At last, the engine is running! Actually, it will always be running, without ever stopping. How about we add some simple touch controls?

Let's reconfigure the script:

We can now speed up and slow down at will! However, we cannot turn yet.

Going back to the script, we can use the Angular Limit block to set the turning angle of our wheels. As a test, I set the turning angle to a constant 45 degrees.

Hurray for turning wheels!

All the wheels are turning at once, but we only want the front wheels to turn. How do we fix this?

Looking at our list of wheels, we set both of the front wheels to be at index 0 and 1, and rear wheels at index 2 and 3.

So, a simple fix would be to check if the current wheel number is less than 2!

Yes! Not only are the front wheels turning, but the car is turning as well!

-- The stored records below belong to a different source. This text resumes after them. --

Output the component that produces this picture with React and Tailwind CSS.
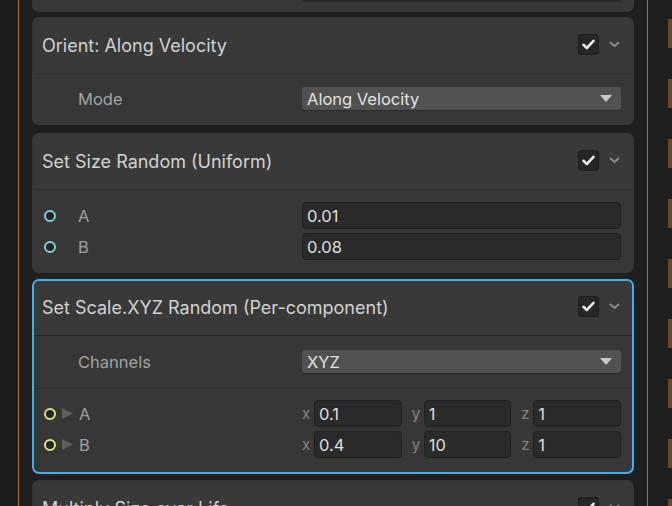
import React from 'react';

function Check() {
  return (
    <div className="w-[21px] h-[21px] rounded-[3px] bg-[#262626] border border-[#1d1d1d] flex items-center justify-center">
      <svg width="15" height="15" viewBox="0 0 15 15">
        <polyline points="2.5,7.8 5.8,11 12.5,3.8" fill="none" stroke="#e8e8e8" strokeWidth="2.6" strokeLinecap="round" strokeLinejoin="round" />
      </svg>
    </div>
  );
}

function Chevron() {
  return (
    <svg width="11" height="7" viewBox="0 0 11 7">
      <polyline points="1.5,1.5 5.5,5 9.5,1.5" fill="none" stroke="#8e8e8e" strokeWidth="1.8" strokeLinecap="round" strokeLinejoin="round" />
    </svg>
  );
}

function Card({ title, selected, className, children }) {
  return (
    <div
      className={`rounded-[7px] border-2 overflow-hidden bg-[#373737] shrink-0 ${selected ? 'border-[#3db2f0]' : 'border-transparent'} ${className}`}
    >
      <div className="h-[55px] flex items-center pl-[8px] pr-[12px] border-b border-[#2b2b2b] bg-[#393939]">
        <span className="text-[18px] leading-[22px] text-[#d2d2d2]">{title}</span>
        <div className="ml-auto flex items-center gap-[10px] -mt-[3px]">
          <Check />
          <Chevron />
        </div>
      </div>
      {children}
    </div>
  );
}

function Dropdown({ value }) {
  return (
    <div className="ml-auto w-[319px] h-[23px] rounded-[3px] bg-[#515151] shadow-[0_1px_0_#2a2a2a] flex items-center pl-[5px] pr-[9px]">
      <span className="text-[16.5px] leading-[20px] text-[#e2e2e2]">{value}</span>
      <svg className="ml-auto" width="12" height="7" viewBox="0 0 12 7">
        <polygon points="0,0 12,0 6,7" fill="#c8c8c8" />
      </svg>
    </div>
  );
}

function Field({ value, className }) {
  return (
    <div className={`h-[27px] rounded-[4px] bg-[#2a2a2a] border border-[#202020] flex items-center pl-[4px] text-[16.5px] leading-[20px] text-[#dedede] ${className}`}>
      {value}
    </div>
  );
}

function Port({ color }) {
  return <div className={`w-[12px] h-[12px] rounded-full border-2 bg-[#242424] shrink-0 ${color}`} />;
}

function Arrow() {
  return (
    <svg width="11" height="11" viewBox="0 0 11 11" className="ml-[6px] shrink-0">
      <polygon points="0,0 11,5.5 0,11" fill="#5e5e5e" />
    </svg>
  );
}

export default function App() {
  const vectors = [
    { label: 'A', v: ['0.1', '1', '1'] },
    { label: 'B', v: ['0.4', '10', '1'] },
  ];
  const blocks = [0, 1, 2, 3, 4, 5, 6, 7, 8];

  return (
    <div className="w-[672px] h-[506px] overflow-hidden bg-[#1f1f1f] flex font-[Inter,'Noto_Sans',sans-serif]">
      <div className="w-[18px] bg-[#1c1c1c]" />
      <div className="w-px bg-[#b8711c]" />

      <div className="w-[628px] px-[13px] flex flex-col">
        {/* bottom of the previous block */}
        <div className="h-[12px] shrink-0 rounded-b-[7px] bg-[#373737] flex pr-[13px]">
          <div className="ml-auto w-[319px] h-[2px] rounded-b-[3px] bg-[#2a2a2a]" />
        </div>

        <Card title="Orient: Along Velocity" className="mt-[5px]">
          <div className="flex items-center pt-[13px] pb-[13px] pl-[44px] pr-[11px]">
            <span className="text-[16.5px] leading-[20px] text-[#a3a3a3]">Mode</span>
            <Dropdown value="Along Velocity" />
          </div>
        </Card>

        <Card title="Set Size Random (Uniform)" className="mt-[8px]">
          <div className="flex flex-col gap-[4px] pt-[12px] pb-[11px] pl-[10px] pr-[11px]">
            {[
              ['A', '0.01'],
              ['B', '0.08'],
            ].map(([l, v]) => (
              <div key={l} className="flex items-center">
                <Port color="border-[#7dd4de]" />
                <span className="ml-[22px] text-[16.5px] leading-[20px] text-[#a0a0a0]">{l}</span>
                <Field value={v} className="ml-auto w-[319px]" />
              </div>
            ))}
          </div>
        </Card>

        <Card title="Set Scale.XYZ Random (Per-component)" selected className="mt-[6px]">
          <div className="flex items-center pt-[14px] pb-[15px] pl-[44px] pr-[11px] border-b border-[#2b2b2b]">
            <span className="text-[16.5px] leading-[20px] text-[#a3a3a3]">Channels</span>
            <Dropdown value="XYZ" />
          </div>
          <div className="flex flex-col gap-[4px] pt-[11px] pb-[14px] pl-[10px] pr-[11px]">
            {vectors.map((row) => (
              <div key={row.label} className="flex items-center">
                <Port color="border-[#e4e47c]" />
                <Arrow />
                <span className="ml-[6px] text-[16.5px] leading-[20px] text-[#a0a0a0]">{row.label}</span>
                <div className="ml-auto w-[319px] flex gap-[10px]">
                  {['x', 'y', 'z'].map((axis, i) => (
                    <div key={axis} className="flex-1 flex items-center">
                      <span className="w-[12px] text-[15px] leading-[20px] text-[#858585]">{axis}</span>
                      <Field value={row.v[i]} className="flex-1" />
                    </div>
                  ))}
                </div>
              </div>
            ))}
          </div>
        </Card>

        <Card title="Multiply Size over Life" className="mt-[6px]" />
      </div>

      <div className="w-px bg-[#b8711c]" />
      <div className="flex-1 flex flex-col items-end gap-[31px] pt-[19px]">
        {blocks.map((b) => (
          <div key={b} className="w-[4px] h-[29px] shrink-0 bg-[#6c4526]" />
        ))}
      </div>
    </div>
  );
}
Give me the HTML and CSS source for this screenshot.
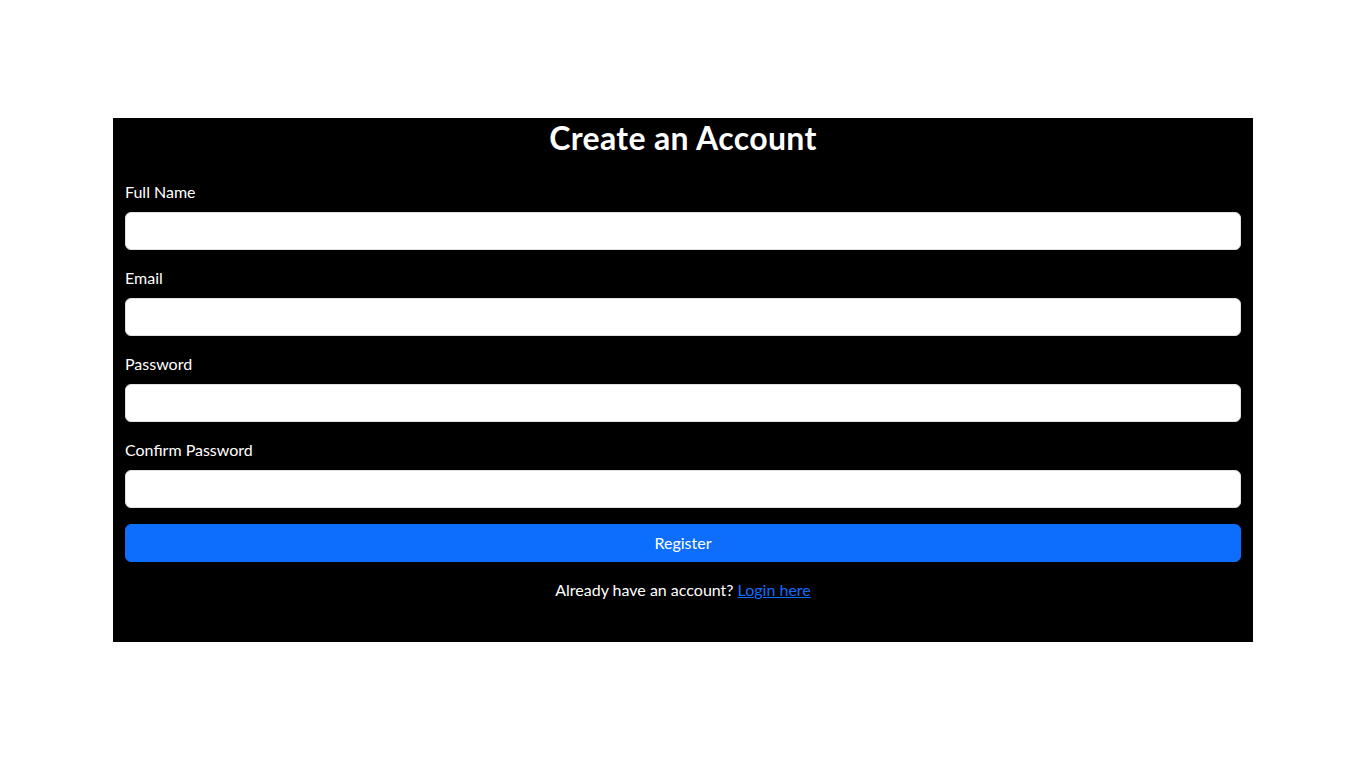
FILE: index.html
```html
<!DOCTYPE html>
<html lang="en">
<head>
<meta charset="utf-8">
<title>Register</title>
<link rel="stylesheet" href="styles.css">
</head>
<body>
<div class="container">
  <h2 class="title">Create an Account</h2>
  <form class="form">
    <div class="field">
      <label class="label" for="name">Full Name</label>
      <input class="input" id="name" type="text">
    </div>
    <div class="field">
      <label class="label" for="email">Email</label>
      <input class="input" id="email" type="email">
    </div>
    <div class="field">
      <label class="label" for="pw">Password</label>
      <input class="input" id="pw" type="password">
    </div>
    <div class="field">
      <label class="label" for="pw2">Confirm Password</label>
      <input class="input" id="pw2" type="password">
    </div>
    <button class="btn" type="button">Register</button>
  </form>
  <p class="footer">Already have an account? <a class="link" href="#">Login here</a></p>
</div>
</body>
</html>
```
FILE: styles.css
```css
* { box-sizing: border-box; }
html, body { margin: 0; padding: 0; background: #fff; }
body {
  font-family: Lato, "Liberation Sans", sans-serif;
  font-size: 16px;
  line-height: 1.5;
  color: #fff;
}
.container {
  width: 1140px;
  margin: 118px auto 0;
  padding: 0 12px 24px;
  background: #000;
}
.title {
  margin: 0 0 24px;
  padding-top: 1px;
  font-size: 32px;
  font-weight: 700;
  line-height: 37.4px;
  letter-spacing: 0.35px;
  text-align: center;
}
.form { display: flex; flex-direction: column; gap: 16px; }
.field { display: flex; flex-direction: column; }
.label { display: block; margin-bottom: 8px; }
.input {
  display: block;
  width: 100%;
  height: 38px;
  padding: 6px 12px;
  font: inherit;
  color: #212529;
  background: #fff;
  border: 1px solid #dee2e6;
  border-radius: 6px;
}
.btn {
  display: block;
  width: 100%;
  height: 38px;
  padding: 6px 12px;
  font: inherit;
  color: #fff;
  background: #0d6efd;
  border: 1px solid #0d6efd;
  border-radius: 6px;
  cursor: pointer;
}
.footer { margin: 16px 0 16px; text-align: center; }
.link { color: #0d6efd; text-decoration: underline; }
```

The car is so excited that it cannot stop turning. Fun, but also dangerous! So, in the following section, I will show you how to set up button controls for the car.

Adding controls to the car

For our car controls, we will be using the Virtual Gamepad script by Martin Magni.

You can find it in the Blocks section on the Edit tab.

Tap the game cover, and tap edit. This will create a local copy of the game and put it in your projects.

Back in edit mode, open the inventory and scroll all the way down to the bottom. The virtual gamepad folder should appear at the very bottom.

As you can see, there are several different gamepad scripts. We will be using the 4-button gamepad script for our car.

We will put the gamepad script near the top of our car script. Then, we will assign red variables to each of the 4 outputs. These outputs correspond to the 4 buttons that will appear on your screen when in play mode. The output will be true when the corresponding button is pressed.

Now, you can use these 4 variables to configure the car controls!

If up is being pressed, we want to go forwards, and backwards when down is pressed. If left is pressed we want to turn left, and if right is pressed we want to turn right.

And you are done! You can now drive your car around the level with button controls!